- **Work to complete**: Copy each line that contains the word "components".

- **Source records**:
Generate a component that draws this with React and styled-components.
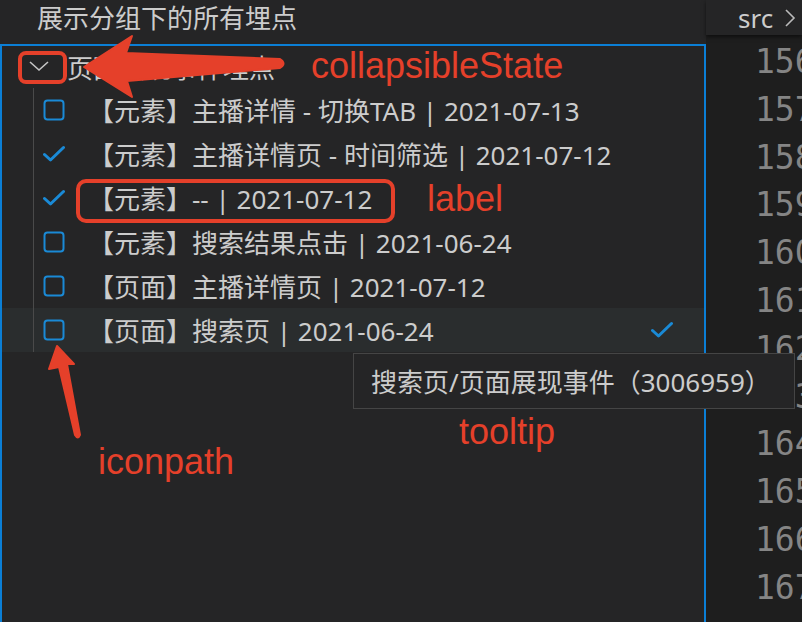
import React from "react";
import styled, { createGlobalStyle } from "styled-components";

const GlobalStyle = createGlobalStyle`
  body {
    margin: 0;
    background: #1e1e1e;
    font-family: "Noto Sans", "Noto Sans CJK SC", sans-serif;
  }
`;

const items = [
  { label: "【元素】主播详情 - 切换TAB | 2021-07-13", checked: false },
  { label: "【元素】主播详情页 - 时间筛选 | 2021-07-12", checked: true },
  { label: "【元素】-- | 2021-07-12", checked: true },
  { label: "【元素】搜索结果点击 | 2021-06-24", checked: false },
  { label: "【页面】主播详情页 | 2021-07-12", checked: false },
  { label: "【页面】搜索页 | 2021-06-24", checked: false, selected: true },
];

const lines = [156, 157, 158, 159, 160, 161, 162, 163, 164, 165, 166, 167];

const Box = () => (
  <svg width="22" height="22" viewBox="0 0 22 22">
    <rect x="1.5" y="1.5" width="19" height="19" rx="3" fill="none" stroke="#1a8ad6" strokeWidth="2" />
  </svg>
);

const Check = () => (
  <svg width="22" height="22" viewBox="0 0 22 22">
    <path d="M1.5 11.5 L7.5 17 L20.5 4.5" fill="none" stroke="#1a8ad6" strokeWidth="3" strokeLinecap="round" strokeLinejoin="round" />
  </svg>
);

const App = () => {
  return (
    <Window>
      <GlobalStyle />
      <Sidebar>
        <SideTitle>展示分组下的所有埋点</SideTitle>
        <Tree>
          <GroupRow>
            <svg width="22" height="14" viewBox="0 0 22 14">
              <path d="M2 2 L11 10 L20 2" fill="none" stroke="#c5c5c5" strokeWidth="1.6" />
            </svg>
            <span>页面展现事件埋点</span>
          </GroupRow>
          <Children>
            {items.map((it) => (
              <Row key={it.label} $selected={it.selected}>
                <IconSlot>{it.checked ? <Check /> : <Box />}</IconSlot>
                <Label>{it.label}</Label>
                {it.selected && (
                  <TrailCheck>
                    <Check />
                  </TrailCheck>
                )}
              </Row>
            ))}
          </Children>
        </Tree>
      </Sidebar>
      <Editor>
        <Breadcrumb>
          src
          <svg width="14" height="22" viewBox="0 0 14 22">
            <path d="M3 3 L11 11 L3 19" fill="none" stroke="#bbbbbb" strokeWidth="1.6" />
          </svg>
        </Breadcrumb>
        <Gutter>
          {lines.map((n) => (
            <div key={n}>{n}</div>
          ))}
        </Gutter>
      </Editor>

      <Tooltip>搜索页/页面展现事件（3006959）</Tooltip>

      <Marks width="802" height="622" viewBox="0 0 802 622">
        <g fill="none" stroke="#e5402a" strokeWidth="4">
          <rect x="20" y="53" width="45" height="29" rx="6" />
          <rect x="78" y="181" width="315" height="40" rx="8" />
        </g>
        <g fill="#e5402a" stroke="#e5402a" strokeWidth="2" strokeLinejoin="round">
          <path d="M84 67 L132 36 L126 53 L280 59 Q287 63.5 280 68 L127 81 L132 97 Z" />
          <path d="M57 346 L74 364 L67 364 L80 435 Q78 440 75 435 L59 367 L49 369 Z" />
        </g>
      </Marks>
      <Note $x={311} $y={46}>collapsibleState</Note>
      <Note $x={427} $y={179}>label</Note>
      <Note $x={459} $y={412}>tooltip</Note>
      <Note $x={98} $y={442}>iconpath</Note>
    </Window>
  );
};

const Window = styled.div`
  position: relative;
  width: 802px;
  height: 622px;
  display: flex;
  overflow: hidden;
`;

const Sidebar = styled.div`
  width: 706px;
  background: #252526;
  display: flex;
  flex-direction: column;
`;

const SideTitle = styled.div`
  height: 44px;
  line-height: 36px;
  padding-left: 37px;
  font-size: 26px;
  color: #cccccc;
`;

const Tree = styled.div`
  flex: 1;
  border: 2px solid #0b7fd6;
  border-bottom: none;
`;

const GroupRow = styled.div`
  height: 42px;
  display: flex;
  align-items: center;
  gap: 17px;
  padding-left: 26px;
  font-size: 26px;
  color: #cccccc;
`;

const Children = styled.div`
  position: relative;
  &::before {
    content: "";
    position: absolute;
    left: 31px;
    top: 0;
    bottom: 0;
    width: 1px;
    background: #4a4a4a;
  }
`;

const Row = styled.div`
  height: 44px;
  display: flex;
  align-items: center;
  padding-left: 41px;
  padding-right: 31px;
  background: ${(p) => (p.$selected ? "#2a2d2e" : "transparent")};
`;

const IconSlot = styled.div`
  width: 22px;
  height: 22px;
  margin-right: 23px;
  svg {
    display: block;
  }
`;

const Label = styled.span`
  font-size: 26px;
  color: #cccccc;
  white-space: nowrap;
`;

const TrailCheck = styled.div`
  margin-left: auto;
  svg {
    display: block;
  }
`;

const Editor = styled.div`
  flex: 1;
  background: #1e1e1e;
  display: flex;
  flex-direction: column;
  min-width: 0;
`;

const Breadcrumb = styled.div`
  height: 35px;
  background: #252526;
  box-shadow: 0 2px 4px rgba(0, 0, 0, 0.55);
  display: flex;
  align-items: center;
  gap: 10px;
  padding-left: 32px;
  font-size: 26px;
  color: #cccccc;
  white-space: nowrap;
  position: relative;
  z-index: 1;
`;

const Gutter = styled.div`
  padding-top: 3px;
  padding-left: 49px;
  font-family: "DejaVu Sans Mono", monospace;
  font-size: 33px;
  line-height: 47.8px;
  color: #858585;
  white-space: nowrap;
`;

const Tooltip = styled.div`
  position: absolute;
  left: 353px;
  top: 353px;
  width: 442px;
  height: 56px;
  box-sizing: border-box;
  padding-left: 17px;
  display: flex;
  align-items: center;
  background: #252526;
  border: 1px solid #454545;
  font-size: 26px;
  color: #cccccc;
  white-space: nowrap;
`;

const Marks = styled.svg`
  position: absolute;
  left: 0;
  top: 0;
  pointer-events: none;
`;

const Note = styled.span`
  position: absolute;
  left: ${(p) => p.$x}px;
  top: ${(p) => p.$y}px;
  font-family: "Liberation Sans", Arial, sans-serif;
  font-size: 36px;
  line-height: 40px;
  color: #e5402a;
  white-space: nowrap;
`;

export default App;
==
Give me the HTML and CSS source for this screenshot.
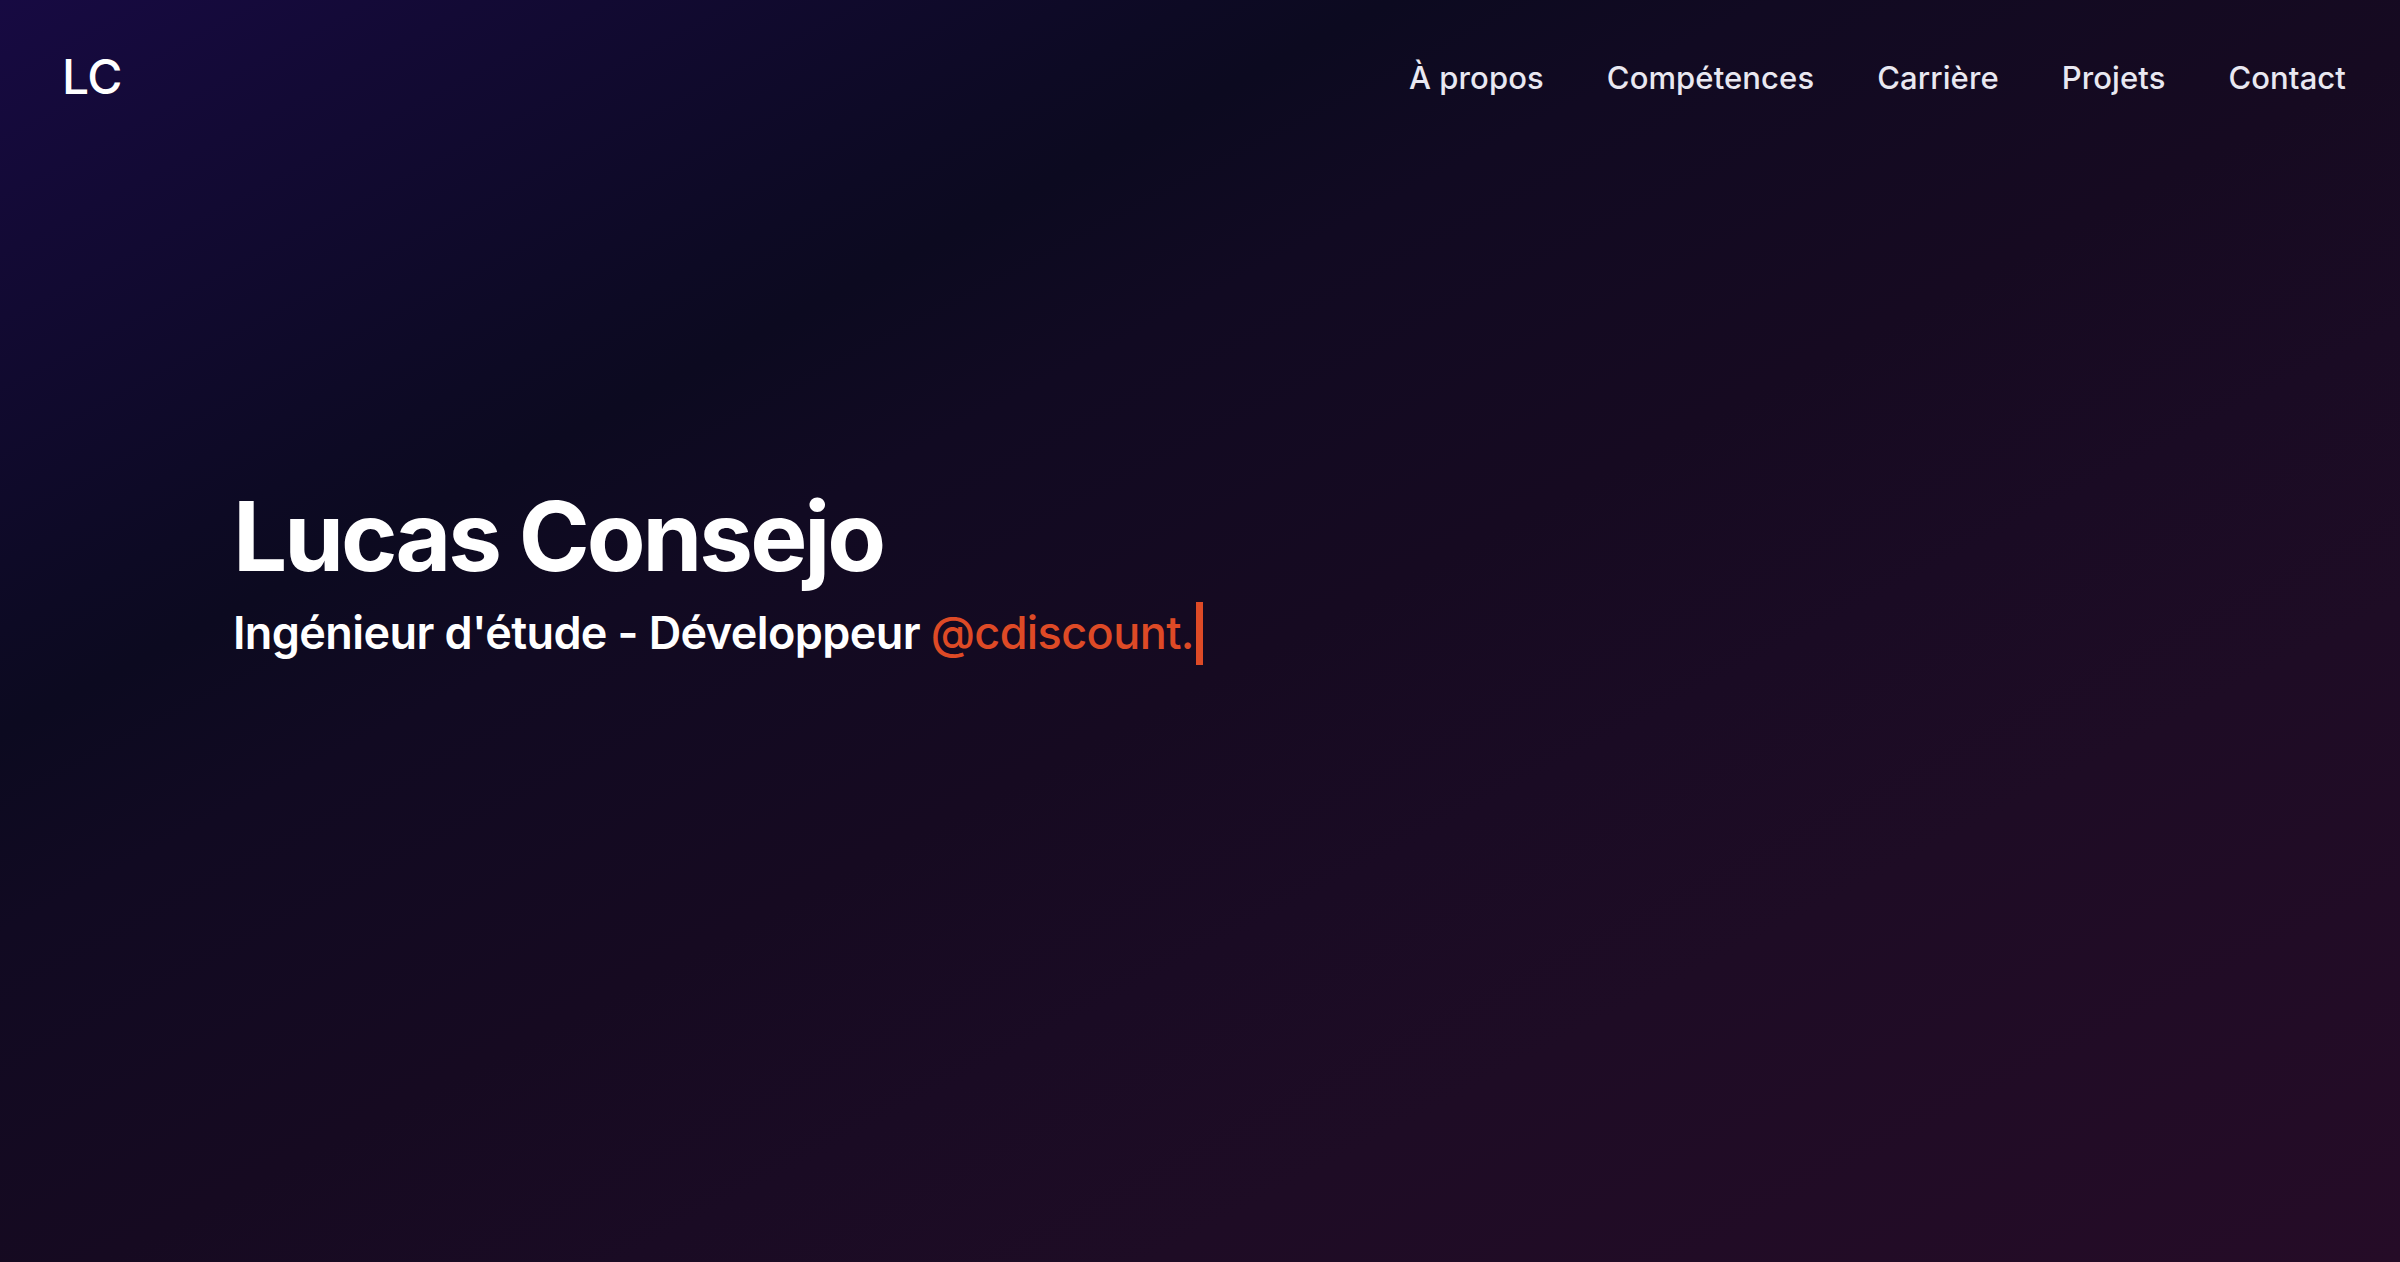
==
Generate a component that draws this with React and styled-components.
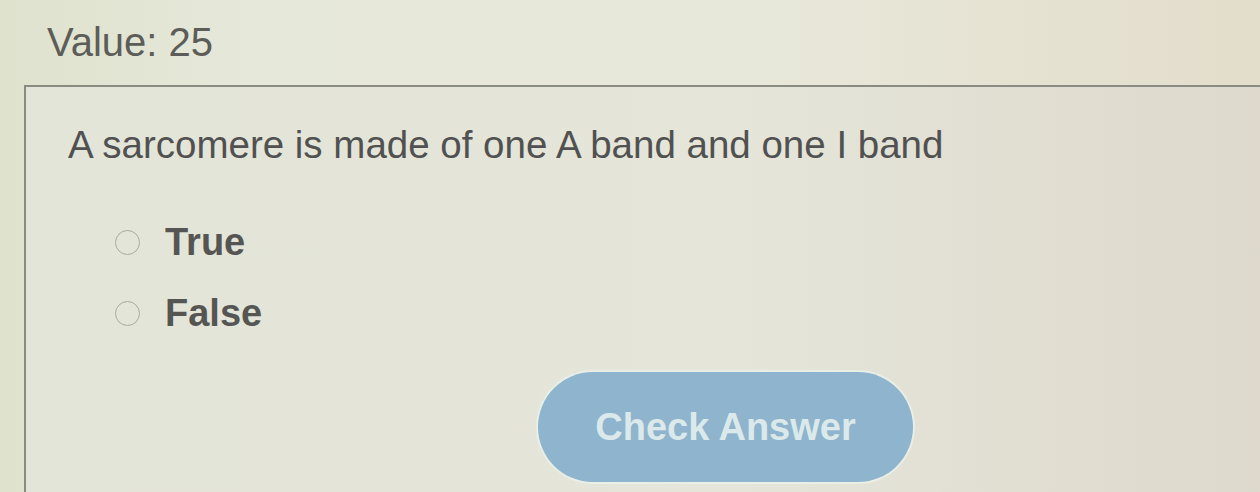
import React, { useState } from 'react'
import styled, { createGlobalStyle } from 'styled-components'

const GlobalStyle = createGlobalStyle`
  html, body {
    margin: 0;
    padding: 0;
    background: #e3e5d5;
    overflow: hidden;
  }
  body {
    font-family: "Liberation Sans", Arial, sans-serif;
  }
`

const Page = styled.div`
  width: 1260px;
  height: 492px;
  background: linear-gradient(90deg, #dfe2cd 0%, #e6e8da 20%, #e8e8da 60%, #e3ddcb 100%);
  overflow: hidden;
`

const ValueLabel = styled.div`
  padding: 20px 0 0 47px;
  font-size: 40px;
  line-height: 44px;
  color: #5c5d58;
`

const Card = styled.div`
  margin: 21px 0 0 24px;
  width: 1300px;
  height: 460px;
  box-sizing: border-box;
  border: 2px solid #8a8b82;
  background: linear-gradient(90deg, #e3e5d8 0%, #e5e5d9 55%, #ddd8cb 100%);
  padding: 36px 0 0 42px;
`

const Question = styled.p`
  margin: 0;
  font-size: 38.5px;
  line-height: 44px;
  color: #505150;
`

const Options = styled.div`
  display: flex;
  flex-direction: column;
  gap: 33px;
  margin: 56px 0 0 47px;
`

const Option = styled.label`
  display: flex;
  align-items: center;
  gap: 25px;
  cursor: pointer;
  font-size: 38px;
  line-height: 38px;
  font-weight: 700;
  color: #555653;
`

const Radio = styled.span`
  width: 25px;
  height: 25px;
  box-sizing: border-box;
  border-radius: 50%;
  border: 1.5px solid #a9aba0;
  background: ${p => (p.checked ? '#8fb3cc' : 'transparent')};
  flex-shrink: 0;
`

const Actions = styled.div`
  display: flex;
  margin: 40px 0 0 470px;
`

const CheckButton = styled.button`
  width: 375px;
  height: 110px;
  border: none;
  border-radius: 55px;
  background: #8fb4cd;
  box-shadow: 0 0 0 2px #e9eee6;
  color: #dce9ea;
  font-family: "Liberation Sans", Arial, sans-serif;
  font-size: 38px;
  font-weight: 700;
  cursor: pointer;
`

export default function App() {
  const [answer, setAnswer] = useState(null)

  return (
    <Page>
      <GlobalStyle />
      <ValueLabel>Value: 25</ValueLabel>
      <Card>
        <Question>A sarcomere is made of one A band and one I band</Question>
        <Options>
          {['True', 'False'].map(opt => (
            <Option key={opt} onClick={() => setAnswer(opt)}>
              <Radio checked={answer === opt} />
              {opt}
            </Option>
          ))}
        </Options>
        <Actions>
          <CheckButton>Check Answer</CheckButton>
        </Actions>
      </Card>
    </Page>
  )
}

- **Written solution**:
Generate a component that draws this with React and styled-components.
import styled, { createGlobalStyle } from "styled-components";
Generate a component that draws this with React and styled-components.
import styled, { createGlobalStyle } from 'styled-components'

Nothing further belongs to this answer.